Thanks for the helpful answer, @rsk97. Let me just add a bit:
-
I discuss this briefly in my blog post under
Classification as Natural Language Inference -> When Some Annotated Data is Available
. In short, if you have a limited amount of labeled data, you can further fine-tune the pre-trained NLI model. Pass the true label for a given sequence in the same way as you would during inference, e.g.<cls> Who are you voting for in 2020 ? <sep> This text is about politics . <sep>
, and calculate the loss as if you were doing NLI with the true label set toentailment
. You should also pass an equal number of sequences with a randomly selected false label, such as<cls> Who are you voting for in 2020 ? <sep> This text is about sports . <sep>
. For these fictitious example, the target label should be set tocontradiction
. This method will work a little bit if you have a small amount of labeled data, but it will really excel if you have a large amount of data for some of your labels and only a small amount of data (or no data) for other labels. -
We also have a bunch of ready-trained sentiment classifiers in the model hub.

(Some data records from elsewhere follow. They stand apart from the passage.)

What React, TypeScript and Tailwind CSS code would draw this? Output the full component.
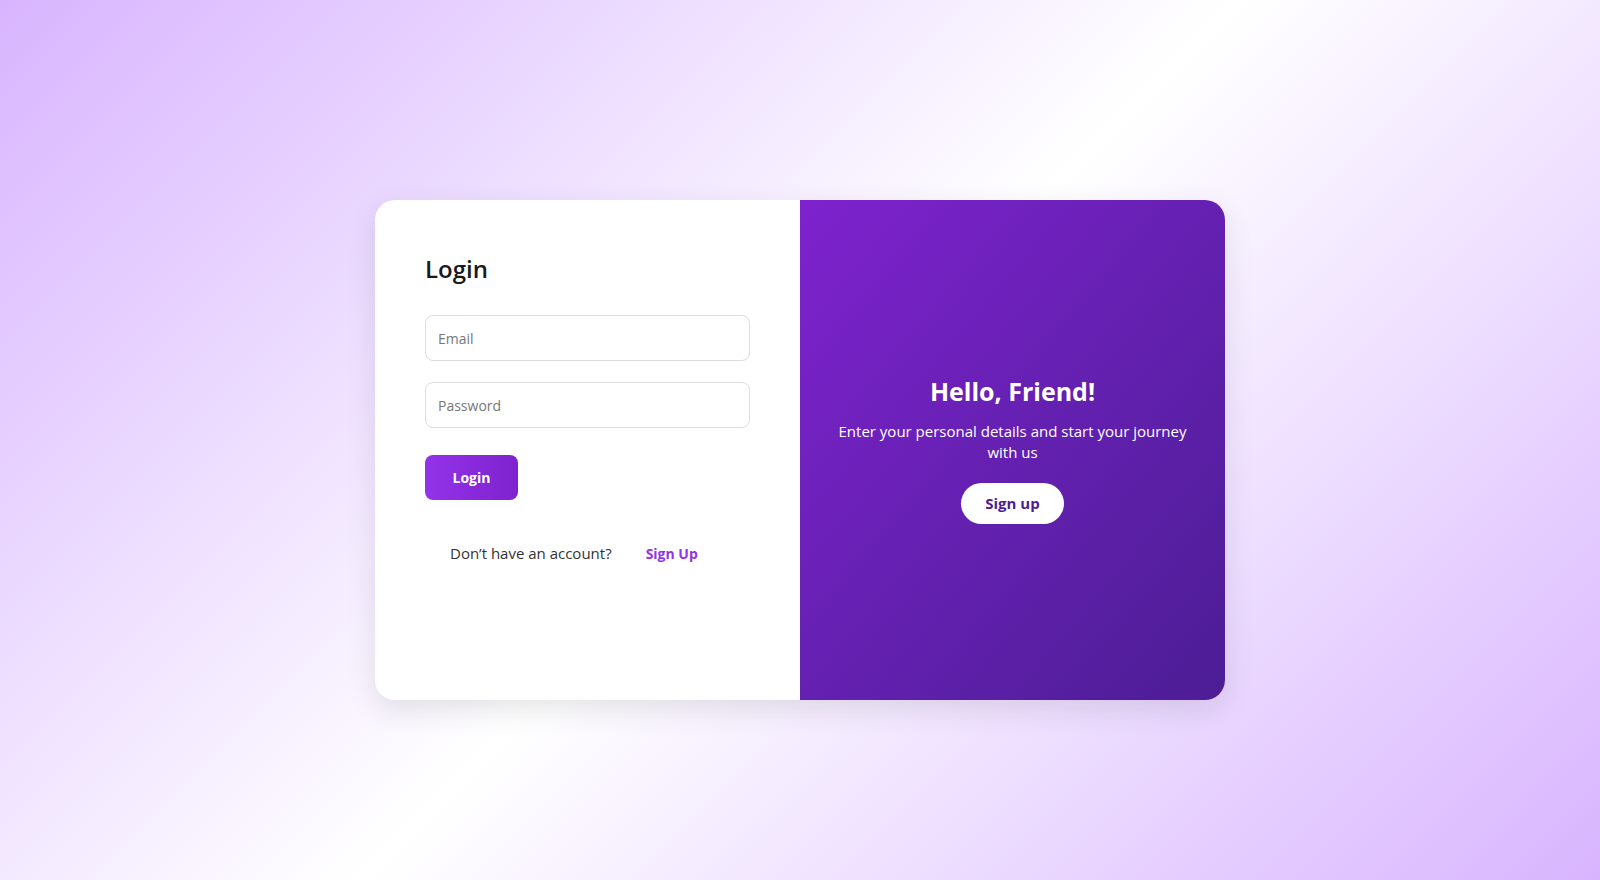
import { useState } from 'react';

export default function App() {
  const [email, setEmail] = useState('');
  const [password, setPassword] = useState('');

  return (
    <main className="flex min-h-screen items-center justify-center bg-linear-135 from-[#d8b4fe] via-white to-[#d8b4fe] pt-5 font-['Open_Sans',sans-serif]">
      <div className="flex h-[500px] w-[850px] overflow-hidden rounded-[20px] bg-white shadow-[0_10px_30px_rgba(0,0,0,0.1)]">
        {/* left: form */}
        <section className="flex w-1/2 flex-col px-[50px] pt-[51px]">
          <h1 className="text-[24px] font-semibold text-[#1a1a1a]">Login</h1>

          <input
            type="email"
            value={email}
            onChange={(e) => setEmail(e.target.value)}
            placeholder="Email"
            className="mt-[28px] h-[46px] w-full rounded-lg border border-[#dddddd] px-3 text-[14px] text-[#333] outline-none placeholder:text-[#777]"
          />
          <input
            type="password"
            value={password}
            onChange={(e) => setPassword(e.target.value)}
            placeholder="Password"
            className="mt-[21px] h-[46px] w-full rounded-lg border border-[#dddddd] px-3 text-[14px] text-[#333] outline-none placeholder:text-[#777]"
          />

          <button className="mt-[27px] h-[45px] w-[93px] rounded-lg bg-gradient-to-r from-[#9333ea] to-[#7e22ce] text-[14px] font-bold text-white">
            Login
          </button>

          <p className="mt-[42px] flex items-center gap-[34px] pl-[25px] text-[15px] text-[#333]">
            <span>Don’t have an account?</span>
            <a href="#" className="text-[14px] font-bold text-[#9333ea]">
              Sign Up
            </a>
          </p>
        </section>

        {/* right: welcome */}
        <section className="flex w-1/2 flex-col items-center justify-center bg-gradient-to-br from-[#7e22ce] to-[#4c1d95] px-[34px] text-center text-white">
          <h2 className="text-[25px] font-bold leading-tight">Hello, Friend!</h2>
          <p className="mt-[14px] text-[15px] leading-[21px]">
            Enter your personal details and start your journey with us
          </p>
          <button className="mt-[20px] h-[41px] w-[103px] rounded-full bg-white text-[15px] font-bold text-[#4c1d95]">
            Sign up
          </button>
        </section>
      </div>
    </main>
  );
}
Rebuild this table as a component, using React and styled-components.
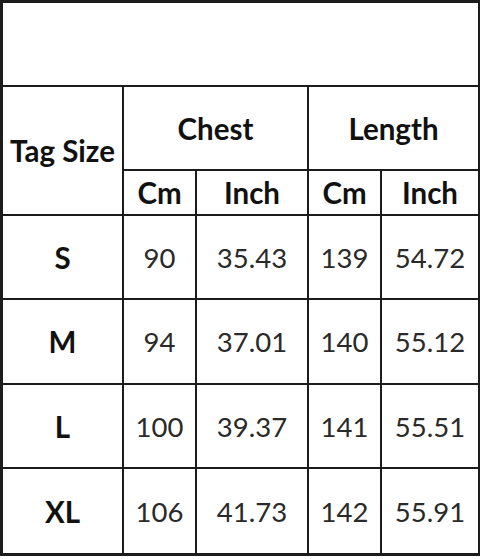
import React from "react";
import styled, { createGlobalStyle } from "styled-components";

const GlobalStyle = createGlobalStyle`
  html, body {
    margin: 0;
    padding: 0;
    background: #ffffff;
  }
  body {
    font-family: Lato, "Noto Sans", sans-serif;
  }
`;

const rows = [
  { tag: "S", chestCm: "90", chestIn: "35.43", lenCm: "139", lenIn: "54.72" },
  { tag: "M", chestCm: "94", chestIn: "37.01", lenCm: "140", lenIn: "55.12" },
  { tag: "L", chestCm: "100", chestIn: "39.37", lenCm: "141", lenIn: "55.51" },
  { tag: "XL", chestCm: "106", chestIn: "41.73", lenCm: "142", lenIn: "55.91" },
];

export default function App() {
  return (
    <Page>
      <GlobalStyle />
      <Sheet>
        <Cell $span={5} />
        <Cell $bold $rows={2}>Tag Size</Cell>
        <Cell $bold $span={2}>Chest</Cell>
        <Cell $bold $span={2}>Length</Cell>
        <Cell $bold>Cm</Cell>
        <Cell $bold>Inch</Cell>
        <Cell $bold>Cm</Cell>
        <Cell $bold>Inch</Cell>
        {rows.map((r) => (
          <React.Fragment key={r.tag}>
            <Cell $bold>{r.tag}</Cell>
            <Cell>{r.chestCm}</Cell>
            <Cell>{r.chestIn}</Cell>
            <Cell>{r.lenCm}</Cell>
            <Cell>{r.lenIn}</Cell>
          </React.Fragment>
        ))}
      </Sheet>
    </Page>
  );
}

const Page = styled.div`
  width: 480px;
  height: 559px;
  background: #fff;
`;

const Sheet = styled.div`
  display: grid;
  grid-template-columns: 119px 71px 110px 71px 96px;
  grid-template-rows: 82px 82px 43px 82px 83px 82px 84px;
  gap: 2px;
  padding: 3px 2px 3px 3px;
  background: #1c1c1c;
`;

const Cell = styled.div`
  grid-column: ${(p) => (p.$span ? `span ${p.$span}` : "auto")};
  grid-row: ${(p) => (p.$rows ? `span ${p.$rows}` : "auto")};
  background: #fff;
  display: flex;
  align-items: center;
  justify-content: center;
  font-family: Lato, "Noto Sans", sans-serif;
  font-size: ${(p) => (p.$bold ? "29.5px" : "27.5px")};
  font-weight: ${(p) => (p.$bold ? 700 : 400)};
  color: ${(p) => (p.$bold ? "#111" : "#2a2a2a")};
  white-space: nowrap;
`;
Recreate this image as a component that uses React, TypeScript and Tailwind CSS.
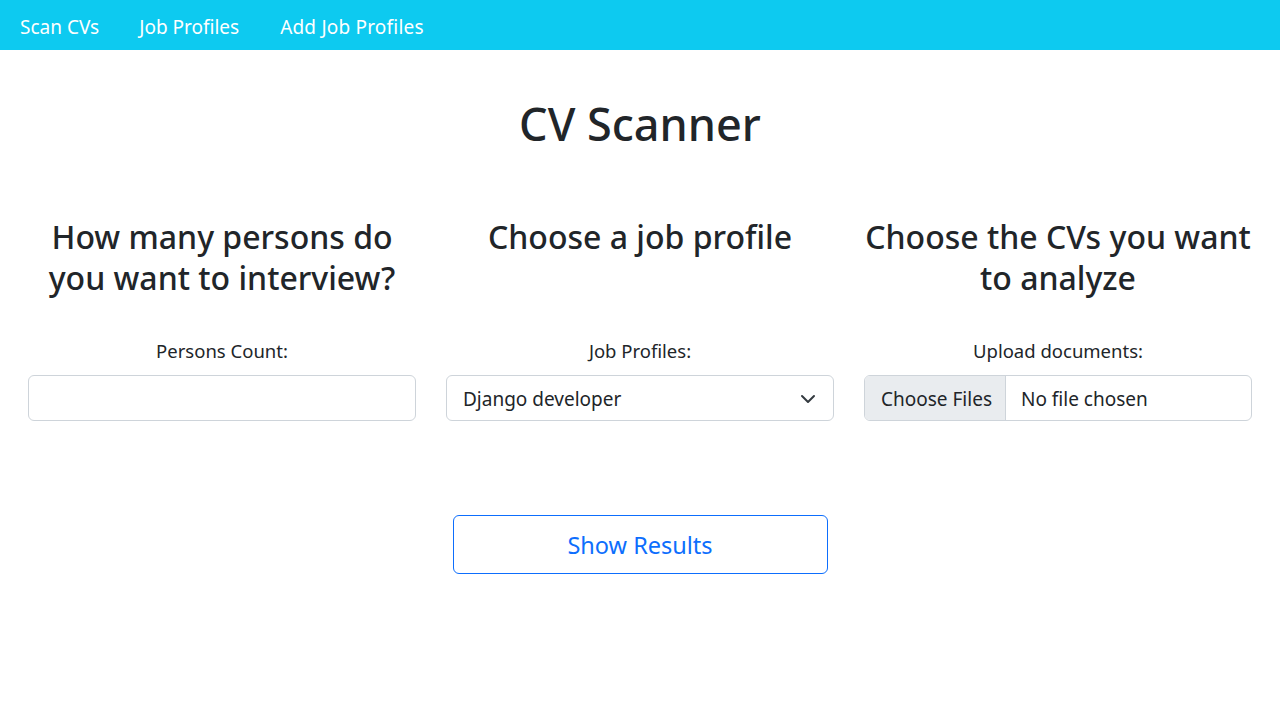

Use one of those out of the box, or fine-tune it further on your particular dataset.
This brings up a good point that the zero shot classification pipeline should only be used in the absence of labeled data or when fine-tuning a model is not feasible. If you have a good set of labeled data and you are able to fine-tune a model, you should fine-tune a model. You will get better performance and at a lower computational cost.